CircleCI DB performance issue

“At this point, we were in extended failure mode: the original cause of the outage was no longer the fire to be fought. We were suffering a cascading effect, and that was now where we needed to put our focus.”

Incident	#27 at CircleCI on 2015/07/25
Full report	https://circleci.statuspage.io/incidents/hr0mm9xmm3x6
How it happened	There was an interruption in receiving external events (push hooks from GitHub), followed by a burst of events built up during the interruption (causing an arrival rate several multiples of normal peak). The queue backed up and event processing dropped to one per minute because the database became unresponsive due to resource contention. Engineers throttled incoming traffic at the load balancer (in an attempt to allow the queue to drain) but this made the entire site unresponsive as customer and event traffic came trhough the same load balancers.

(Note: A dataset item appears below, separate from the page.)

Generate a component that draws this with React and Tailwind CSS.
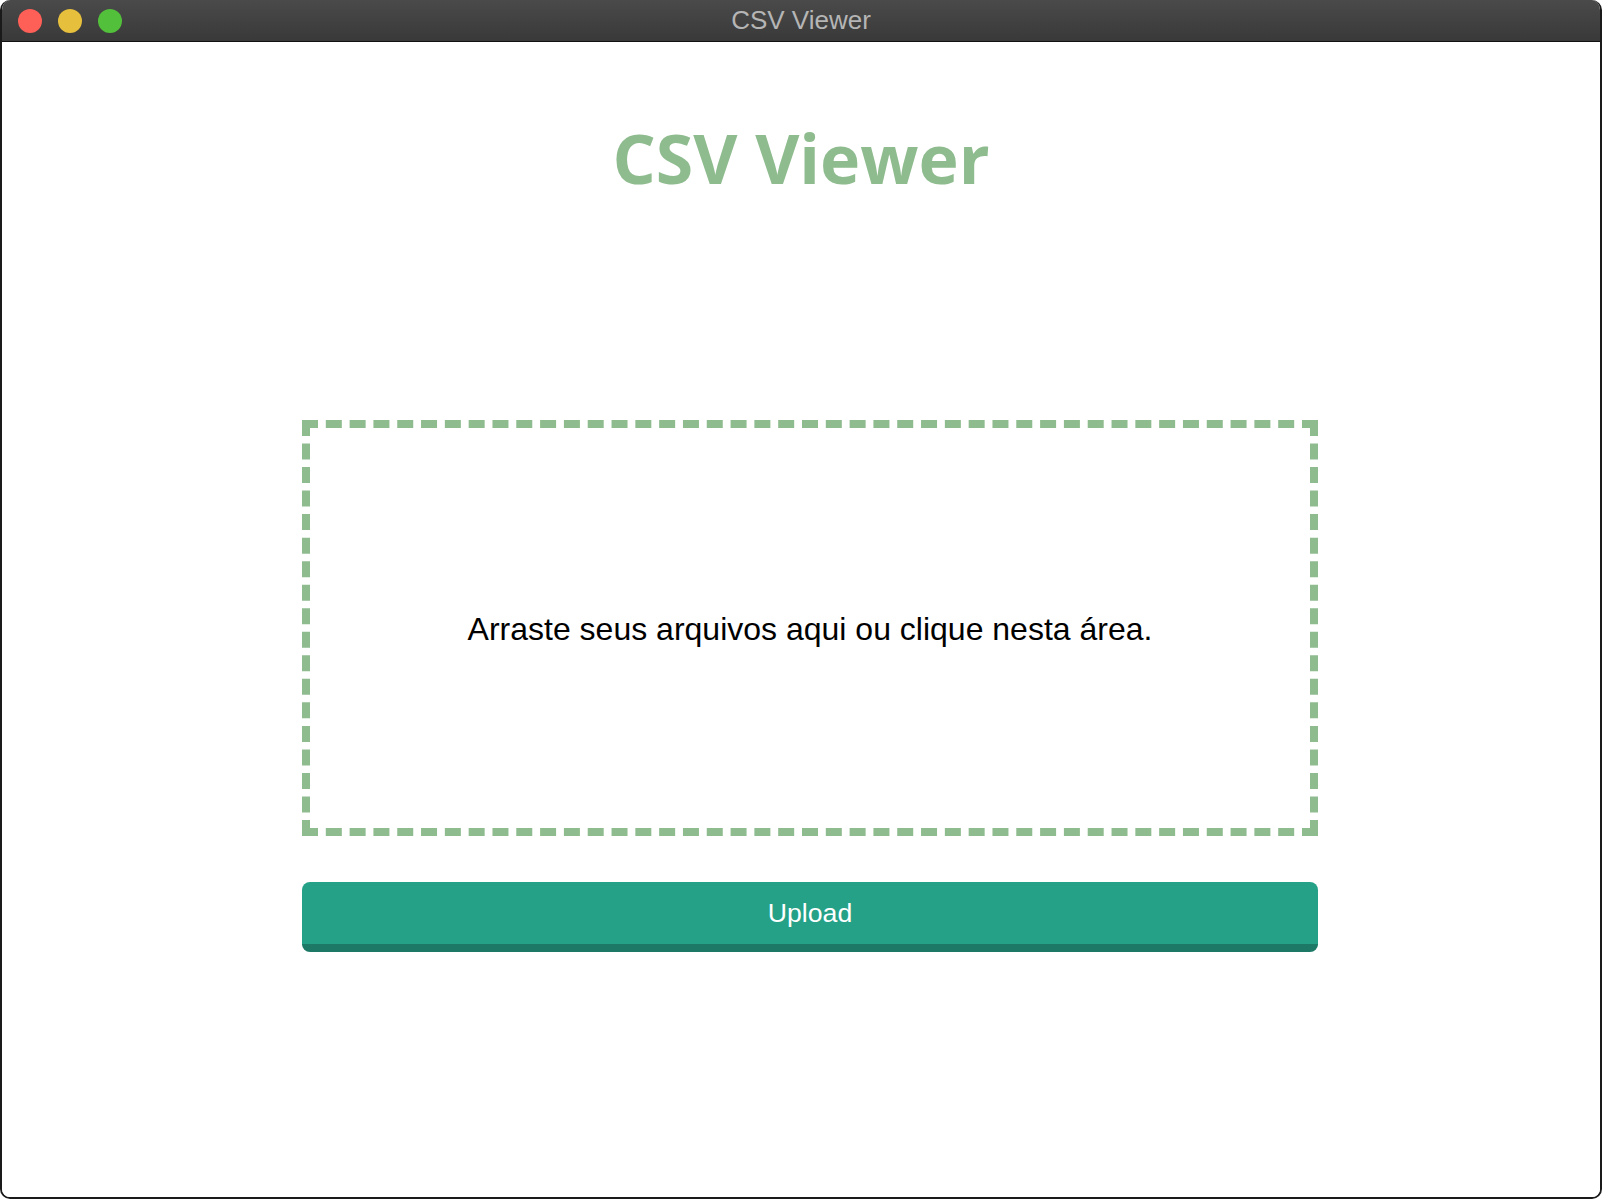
import React from "react";

const App = () => {
  return (
    <div className="w-[1604px] h-[1200px] bg-white">
      <div className="w-[1602px] h-[1199px] flex flex-col border-x-2 border-b-2 border-[#1a1a1a] rounded-t-[10px] rounded-b-[10px] overflow-hidden">
        {/* barra de título */}
        <div className="h-[42px] shrink-0 grid grid-cols-[1fr_auto_1fr] items-center bg-linear-to-b from-[#4a4a4a] to-[#393939] border-b border-[#111]">
          <div className="flex items-center gap-4 pl-4">
            <span className="w-6 h-6 rounded-full bg-[#fe5f57]" />
            <span className="w-6 h-6 rounded-full bg-[#e6bf3d]" />
            <span className="w-6 h-6 rounded-full bg-[#53c03b]" />
          </div>
          <div className="text-[26px] leading-[41px] text-[#b5b5b5] font-['Liberation_Sans',Arial,sans-serif]">
            CSV Viewer
          </div>
          <div />
        </div>

        {/* conteúdo */}
        <div className="flex-1 bg-white flex flex-col">
          <h1 className="mt-[82px] w-full text-center text-[68px] leading-[68px] font-bold text-[#8fbc8f] font-['Open_Sans',sans-serif]">
            CSV Viewer
          </h1>

          <div className="pl-[300px] mt-[228px] flex flex-col">
            <div className="w-[1016px] h-[416px] border-8 border-dashed border-[#8fbc8f] flex items-center justify-center pt-[2px]">
              <p className="text-[32px] text-black font-['Liberation_Sans',Arial,sans-serif]">
                Arraste seus arquivos aqui ou clique nesta área.
              </p>
            </div>

            <button className="mt-[46px] w-[1016px] h-[70px] rounded-[8px] bg-[#24a187] border-b-8 border-[#1d7966] text-white text-[26.67px] font-['Liberation_Sans',Arial,sans-serif]">
              Upload
            </button>
          </div>
        </div>
      </div>
    </div>
  );
};

export default App;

Architecture	An event queue (receiving external events, from GitHub); and service reading from that queue and querying a database (with events being re-queued if the query failed).
Technologies	GitHub
Root cause	A surge of events exceeded the database's capacity.
Failure	Database became unresponsive due to resource contention.
Impact	External events were not processed and customer's could not reach the site.
Mitigation	Turned off automatic re-queueing of builds, optimized several slow running queries and then killed many active jobs (ie, the work of the event processing service) by clearing various queues.